The rate at which mobile technology is evolving is becoming practically ridiculous.  The fact that other technologies are not, is alarming.  Think about it.  You ask a satellite from outer space to send you minute pictures of the closest Starfucks to your mobile, yet if you become blind, they still only give you a stick, guide dog and a ‘good luck’.   

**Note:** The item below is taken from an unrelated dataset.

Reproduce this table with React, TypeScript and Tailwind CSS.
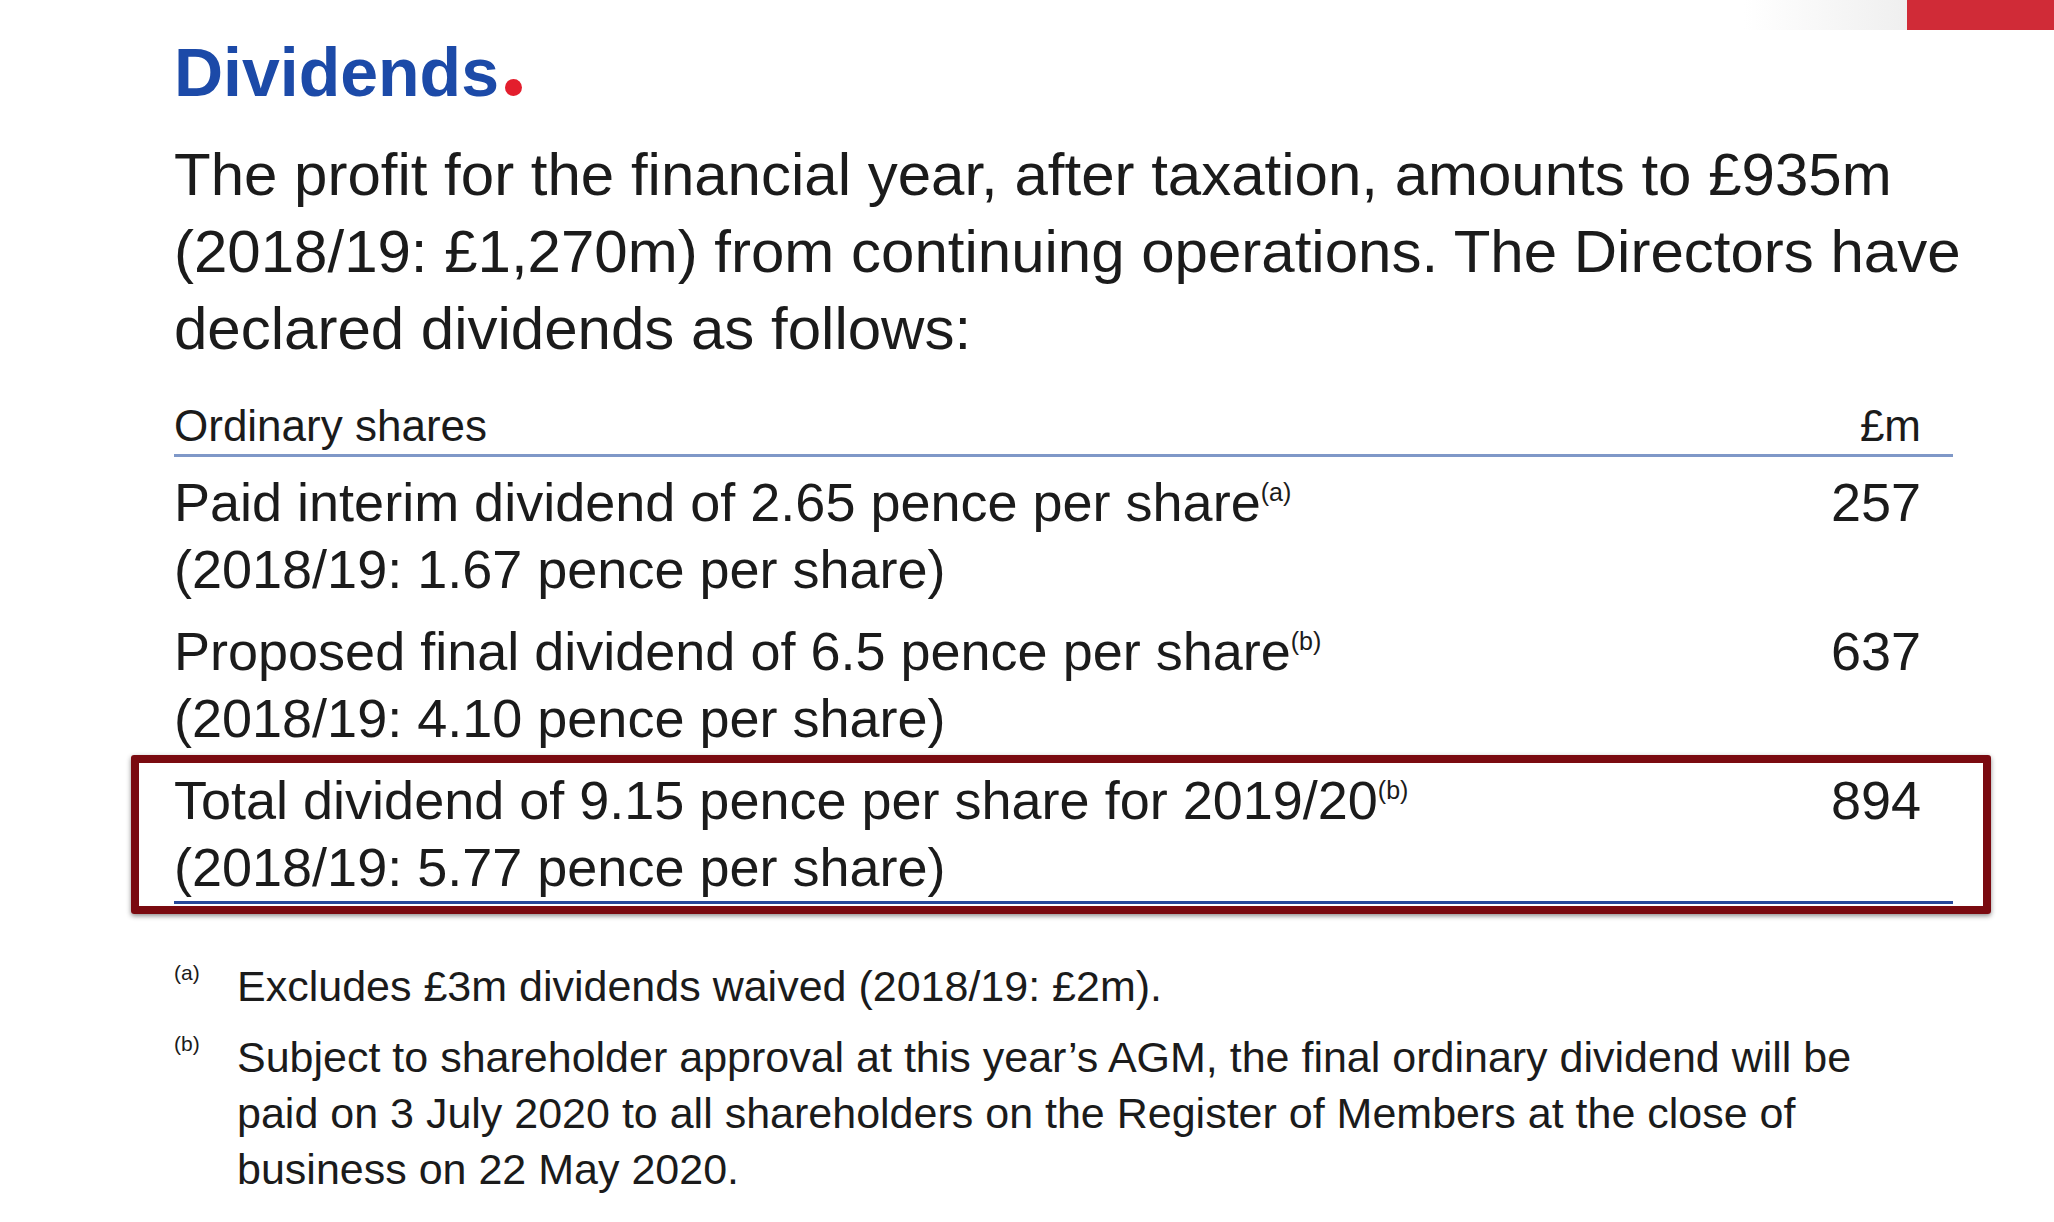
export default function App() {
  return (
    <div className="relative w-[2054px] h-[1222px] bg-white overflow-hidden text-[#1b1b1b] font-['Liberation_Sans',Arial,sans-serif]">
      <div className="flex justify-end h-[30px]">
        <div className="w-[163px] bg-linear-to-r from-white to-[#efefef]" />
        <div className="w-[147px] bg-[#d02b37]" />
      </div>
      <div className="pl-[174px]">
        <h1 className="mt-[5px] text-[68px] leading-[74px] font-bold text-[#1c4aa8] flex items-end">
          <span>Dividends</span>
          <span className="ml-[6px] mb-[13px] inline-block w-[17px] h-[17px] rounded-full bg-[#e31e2d]" />
        </h1>
        <p className="mt-[27px] text-[60px] leading-[77px] whitespace-nowrap">
          The profit for the financial year, after taxation, amounts to £935m
          <br />
          (2018/19: £1,270m) from continuing operations. The Directors have
          <br />
          declared dividends as follows:
        </p>
        <div className="mt-[31px] w-[1779px]">
          <div className="flex justify-between pr-[32px] text-[44px] leading-[56px] border-b-[3px] border-[#7f98c8]">
            <span>Ordinary shares</span>
            <span>£m</span>
          </div>
          <div className="flex justify-between pr-[32px] pt-[12px] text-[54px] leading-[67px] whitespace-nowrap">
            <div>
              Paid interim dividend of 2.65 pence per share
              <span className="text-[25px] leading-none align-[20px]">(a)</span>
              <br />
              (2018/19: 1.67 pence per share)
            </div>
            <div>257</div>
          </div>
          <div className="flex justify-between pr-[32px] pt-[15px] text-[54px] leading-[67px] whitespace-nowrap">
            <div>
              Proposed final dividend of 6.5 pence per share
              <span className="text-[25px] leading-none align-[20px]">(b)</span>
              <br />
              (2018/19: 4.10 pence per share)
            </div>
            <div>637</div>
          </div>
          <div className="relative flex justify-between pr-[32px] pt-[15px] text-[54px] leading-[67px] whitespace-nowrap border-b-[3px] border-[#27479a]">
            <div>
              Total dividend of 9.15 pence per share for 2019/20
              <span className="text-[25px] leading-none align-[20px]">(b)</span>
              <br />
              (2018/19: 5.77 pence per share)
            </div>
            <div>894</div>
            <div className="absolute left-[-43px] right-[-38px] top-[3px] bottom-[-13px] border-[8px] border-[#7a0a10] rounded-[3px] shadow-[0_2px_5px_rgba(0,0,0,0.45)]" />
          </div>
        </div>
        <div className="mt-[54px] flex text-[43px] leading-[56px] whitespace-nowrap">
          <span className="w-[63px] text-[21px] leading-none pt-[4px]">(a)</span>
          <span>Excludes £3m dividends waived (2018/19: £2m).</span>
        </div>
        <div className="mt-[15px] flex text-[43px] leading-[56px] whitespace-nowrap">
          <span className="w-[63px] text-[21px] leading-none pt-[4px]">(b)</span>
          <span>
            Subject to shareholder approval at this year’s AGM, the final ordinary dividend will be
            <br />
            paid on 3 July 2020 to all shareholders on the Register of Members at the close of
            <br />
            business on 22 May 2020.
          </span>
        </div>
      </div>
    </div>
  );
}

If that’s not bad enough, how about this for horrific: Mining for the materials needed to make mobiles (amongst other things) are often bought from rebel groups and militia in certain African nations like the DR Congo, thus helping fuel the horrendous conflicts that occur there.  There is also the twisted tale of companies Nokia and Sieman’s helping the Iranian regime gather information on citizens in the post-election crackdown earlier this year. For shame mobile technology, for shame.

9.  HOT PANTS

When did forgetting to wear your pants out become a fashion statement?  Is this the cause of global warming in that our legs become so over heated due to the melting of the icecaps that we must wear less and less in hopes of not self combusting?    Has the recession hit us so hard that we can no longer afford materials long enough to cover our entire leg thus must get the mini version for sake of financial dependency?  Has showing cleavage taken a back seat and become so last century?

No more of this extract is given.